The eventual outcome of the trial was brutal on the school board. “The breathtaking inanity of the Board's decision is evident” Judge Jones states in his ruling “...which has now been fully revealed through this trial.” [The Memorandum Opinion can be found in full at http://fl1.findlaw.com/news.findlaw.com/hdocs/docs/educate/ktzmllrdvr122005opn.pdf] Further “The Board brazenly chose not to follow the advice of their only science-education resources as the teachers were not included in the process of drafting the language adopted by the Board Curriculum Committee.” The school board lost on both counts: intelligent design is a theological argument; and as such, it infringes on the guardian of the U. S. Establishment Clause.
For the many months while arguments were laid in court as well as across Dover's picket fences, Lebo understood that “this was about this country”, not just Dover.
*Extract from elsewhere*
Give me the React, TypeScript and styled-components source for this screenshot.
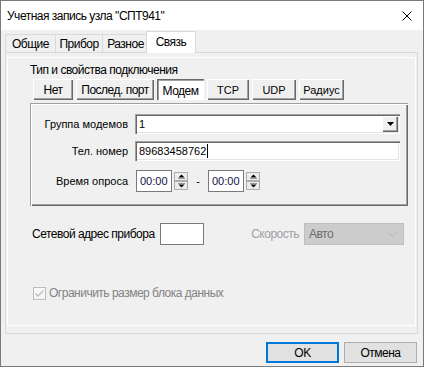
import React from 'react';
import styled, { createGlobalStyle } from 'styled-components';

const UI_FONT = '"Segoe UI", "Liberation Sans", Arial, sans-serif';
const CLASSIC_FONT = 'Tahoma, "Liberation Sans", sans-serif';

const GlobalStyle = createGlobalStyle`
  html, body {
    margin: 0;
    padding: 0;
    background: #fff;
  }
  body {
    font-family: ${UI_FONT};
    font-size: 12px;
    letter-spacing: -0.5px;
    color: #000;
  }
`;

const Window = styled.div`
  box-sizing: border-box;
  width: 424px;
  height: 367px;
  border: 1px solid #7a7a7a;
  background: #f0f0f0;
  display: flex;
  flex-direction: column;
`;

const TitleBar = styled.div`
  height: 29px;
  flex: none;
  background: #fff;
  display: flex;
  align-items: center;
  justify-content: space-between;
  padding: 0 11px 0 6px;
`;

const Title = styled.span`
  font-size: 12px;
  line-height: 16px;
`;

const TabStrip = styled.div`
  height: 22px;
  flex: none;
  display: flex;
  align-items: flex-end;
  padding-left: 4px;
`;

const Tab = styled.div<{ $w: number; $active?: boolean }>`
  box-sizing: border-box;
  width: ${(p) => p.$w}px;
  height: ${(p) => (p.$active ? 22 : 18)}px;
  margin-left: ${(p) => (p.$active ? -3 : -1)}px;
  margin-bottom: ${(p) => (p.$active ? -1 : 0)}px;
  border: 1px solid #d9d9d9;
  border-bottom: none;
  background: ${(p) => (p.$active ? '#fff' : '#f0f0f0')};
  position: relative;
  z-index: ${(p) => (p.$active ? 1 : 0)};
  display: flex;
  align-items: center;
  justify-content: center;
  line-height: 16px;
  padding-bottom: ${(p) => (p.$active ? 1 : 0)}px;

  &:first-child {
    margin-left: 0;
  }
`;

const TabPage = styled.div`
  box-sizing: border-box;
  width: 413px;
  height: 282px;
  margin-left: 4px;
  flex: none;
  border: 1px solid #d9d9d9;
  background: #f0f0f0;
  padding: 4px 1px 7px 1px;
  display: flex;
`;

const Frame = styled.div`
  flex: 1;
  border: 1px solid #fff;
  padding: 4px 0 0 22px;
  display: flex;
  flex-direction: column;
`;

const Heading = styled.div`
  line-height: 16px;
  height: 16px;
`;

const ConnRow = styled.div`
  display: flex;
  gap: 3px;
  margin: 1px 0 0 3px;
`;

const ConnButton = styled.div<{ $w: number; $pressed?: boolean; $classic?: boolean }>`
  box-sizing: border-box;
  width: ${(p) => p.$w}px;
  height: 21px;
  display: flex;
  align-items: center;
  justify-content: center;
  white-space: nowrap;
  font-family: ${(p) => (p.$classic ? CLASSIC_FONT : UI_FONT)};
  font-size: ${(p) => (p.$classic ? 11 : 12)}px;
  letter-spacing: ${(p) => (p.$classic ? 0 : -0.5)}px;
  background: ${(p) => (p.$pressed ? '#fff' : '#f0f0f0')};
  box-shadow: ${(p) =>
    p.$pressed
      ? 'inset 1px 1px 0 #696969, inset 2px 2px 0 #a0a0a0, inset -1px -1px 0 #fff'
      : 'inset 1px 1px 0 #fff, inset -1px -1px 0 #696969, inset -2px -2px 0 #a0a0a0'};
  padding-top: ${(p) => (p.$pressed ? 2 : 0)}px;
`;

const GroupBox = styled.div`
  box-sizing: border-box;
  width: 378px;
  height: 103px;
  margin-top: 3px;
  padding: 11px 8px 0 0;
  box-shadow: inset 1px 1px 0 #a0a0a0, inset 2px 2px 0 #fff,
    inset -1px -1px 0 #696969, inset -2px -2px 0 #a0a0a0;
  display: grid;
  grid-template-columns: 98px 1fr;
  grid-auto-rows: min-content;
  column-gap: 7px;
  row-gap: 7px;
  align-items: center;
  font-family: ${CLASSIC_FONT};
  font-size: 11px;
  letter-spacing: 0;
`;

const FieldLabel = styled.div<{ $offset?: number }>`
  text-align: right;
  margin-top: ${(p) => p.$offset ?? 0}px;
`;

const SunkenField = styled.div`
  box-sizing: border-box;
  height: 20px;
  background: #fff;
  box-shadow: inset 1px 1px 0 #a0a0a0, inset 2px 2px 0 #696969,
    inset -1px -1px 0 #fff, inset -2px -2px 0 #e3e3e3;
  display: flex;
  align-items: center;
  padding: 0 2px 0 4px;
`;

const DropButton = styled.div`
  box-sizing: border-box;
  width: 16px;
  height: 16px;
  margin-left: auto;
  background: #f0f0f0;
  box-shadow: inset 1px 1px 0 #fff, inset -1px -1px 0 #696969,
    inset -2px -2px 0 #a0a0a0;
  display: flex;
  align-items: center;
  justify-content: center;
`;

const Caret = styled.span`
  width: 1px;
  height: 14px;
  background: #000;
  margin-left: 1px;
`;

const TimeRow = styled.div`
  display: flex;
  align-items: center;
  margin: 2px 0 0 1px;
`;

const TimeBox = styled.div`
  box-sizing: border-box;
  width: 36px;
  height: 22px;
  border: 1px solid #7a7a7a;
  background: #fff;
  display: flex;
  align-items: center;
  padding-left: 3px;
  color: #10104a;
`;

const Spinner = styled.div`
  width: 14px;
  height: 18px;
  margin-left: 2px;
  display: flex;
  flex-direction: column;
  justify-content: space-between;
`;

const SpinHalf = styled.div`
  box-sizing: border-box;
  height: 9px;
  border: 1px solid #adadad;
  background: #ececec;
  display: flex;
  align-items: center;
  justify-content: center;
`;

const Dash = styled.span`
  width: 20px;
  text-align: center;
`;

const AddressRow = styled.div`
  display: flex;
  align-items: center;
  height: 22px;
  margin: 17px 11px 0 2px;
  white-space: nowrap;
`;

const AddressLabel = styled.span`
  width: 128px;
  flex: none;
`;

const FlatInput = styled.div`
  box-sizing: border-box;
  width: 44px;
  height: 22px;
  border: 1px solid #7a7a7a;
  background: #fff;
`;

const SpeedLabel = styled.span`
  flex: 1;
  text-align: right;
  margin-right: 5px;
  color: #a0a0a0;
`;

const DisabledSelect = styled.div`
  box-sizing: border-box;
  width: 100px;
  height: 22px;
  border: 1px solid #bfbfbf;
  background: #cccccc;
  color: #6d6d6d;
  display: flex;
  align-items: center;
  justify-content: space-between;
  padding: 0 6px 0 4px;
`;

const CheckRow = styled.label`
  display: flex;
  align-items: center;
  gap: 3px;
  margin: 42px 0 0 3px;
  color: #838383;
  line-height: 13px;
  white-space: nowrap;
`;

const Footer = styled.div`
  flex: 1;
  display: flex;
  justify-content: flex-end;
  align-items: flex-start;
  gap: 5px;
  padding: 8px 6px 0 0;
`;

const DialogButton = styled.div<{ $default?: boolean }>`
  box-sizing: border-box;
  width: 73px;
  height: 21px;
  background: #e1e1e1;
  border: ${(p) => (p.$default ? '2px solid #0078d7' : '1px solid #adadad')};
  display: flex;
  align-items: center;
  justify-content: center;
`;

const CloseIcon = () => (
  <svg width="10" height="10" viewBox="0 0 10 10">
    <path d="M0.5 0.5 L9.5 9.5 M9.5 0.5 L0.5 9.5" stroke="#000" strokeWidth="1" fill="none" />
  </svg>
);

const DownTriangle = () => (
  <svg width="7" height="4" viewBox="0 0 7 4">
    <path d="M0 0 H7 L3.5 4 Z" fill="#000" />
  </svg>
);

const SpinUp = () => (
  <svg width="7" height="5" viewBox="0 0 7 5">
    <path d="M0.5 3.5 L3.5 0.5 L6.5 3.5 Z" fill="#000" />
    <path d="M0 4.5 H7" stroke="#000" strokeWidth="1" opacity="0.35" />
  </svg>
);

const SpinDown = () => (
  <svg width="7" height="5" viewBox="0 0 7 5">
    <path d="M0 0.5 H7" stroke="#000" strokeWidth="1" opacity="0.35" />
    <path d="M0.5 1.5 L6.5 1.5 L3.5 4.5 Z" fill="#000" />
  </svg>
);

const Chevron = () => (
  <svg width="9" height="5" viewBox="0 0 9 5">
    <path d="M0.5 0.5 L4.5 4.5 L8.5 0.5" stroke="#b4b4b4" strokeWidth="1" fill="none" />
  </svg>
);

const CheckBox = () => (
  <svg width="13" height="13" viewBox="0 0 13 13">
    <rect x="0.5" y="0.5" width="12" height="12" fill="#f7f7f7" stroke="#bcbcbc" />
    <path d="M2.5 6.5 L5 9 L10.5 3.5" stroke="#bcbcbc" strokeWidth="1.4" fill="none" />
  </svg>
);

const TimeSpin = ({ value }: { value: string }) => (
  <>
    <TimeBox>{value}</TimeBox>
    <Spinner>
      <SpinHalf>
        <SpinUp />
      </SpinHalf>
      <SpinHalf>
        <SpinDown />
      </SpinHalf>
    </Spinner>
  </>
);

const tabs = [
  { label: 'Общие', w: 51 },
  { label: 'Прибор', w: 48 },
  { label: 'Разное', w: 47 },
  { label: 'Связь', w: 50, active: true },
];

const connButtons = [
  { label: 'Нет', w: 40 },
  { label: 'Послед. порт', w: 78 },
  { label: 'Модем', w: 47, pressed: true },
  { label: 'TCP', w: 42, classic: true },
  { label: 'UDP', w: 44, classic: true },
  { label: 'Радиус', w: 45, classic: true },
];

export default function App() {
  return (
    <>
      <GlobalStyle />
      <Window>
        <TitleBar>
          <Title>Учетная запись узла "СПТ941"</Title>
          <CloseIcon />
        </TitleBar>

        <TabStrip>
          {tabs.map((t) => (
            <Tab key={t.label} $w={t.w} $active={t.active}>
              {t.label}
            </Tab>
          ))}
        </TabStrip>

        <TabPage>
          <Frame>
            <Heading>Тип и свойства подключения</Heading>
            <ConnRow>
              {connButtons.map((b) => (
                <ConnButton key={b.label} $w={b.w} $pressed={b.pressed} $classic={b.classic}>
                  {b.label}
                </ConnButton>
              ))}
            </ConnRow>

            <GroupBox>
              <FieldLabel>Группа модемов</FieldLabel>
              <SunkenField>
                1
                <DropButton>
                  <DownTriangle />
                </DropButton>
              </SunkenField>

              <FieldLabel>Тел. номер</FieldLabel>
              <SunkenField>
                89683458762
                <Caret />
              </SunkenField>

              <FieldLabel $offset={2}>Время опроса</FieldLabel>
              <TimeRow>
                <TimeSpin value="00:00" />
                <Dash>-</Dash>
                <TimeSpin value="00:00" />
              </TimeRow>
            </GroupBox>

            <AddressRow>
              <AddressLabel>Сетевой адрес прибора</AddressLabel>
              <FlatInput />
              <SpeedLabel>Скорость</SpeedLabel>
              <DisabledSelect>
                Авто
                <Chevron />
              </DisabledSelect>
            </AddressRow>

            <CheckRow>
              <CheckBox />
              Ограничить размер блока данных
            </CheckRow>
          </Frame>
        </TabPage>

        <Footer>
          <DialogButton $default>OK</DialogButton>
          <DialogButton>Отмена</DialogButton>
        </Footer>
      </Window>
    </>
  );
}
This is between “The believers and nonbelievers.” Meanwhile “Neighbors turned their backs on each other, pretending not to see each other from across their backyards. Others stopped taking evening walks to avoid the cold stares and unreturned waves. People learned to keep their heads down at the grocer store” (p. 92-93). And then came the hate letters. And who can forget preacher Pat Robertson's proclamation after the ruling was announced: "I'd like to say to the good citizens of Dover: If there is a disaster in your area, don't turn to God. You just rejected him from your city" (quoted from P. 180).
The Devil in Dover provides a rare glimpse of a small community, bereft with tension and religious bigotry mixed with the sincerity and kindness of those living in the here and now. Lebo and the others survive, move on. The sun rises and sun sets, for this is certain, just as the scientists over the centuries were able to explain, despite what the Bible says.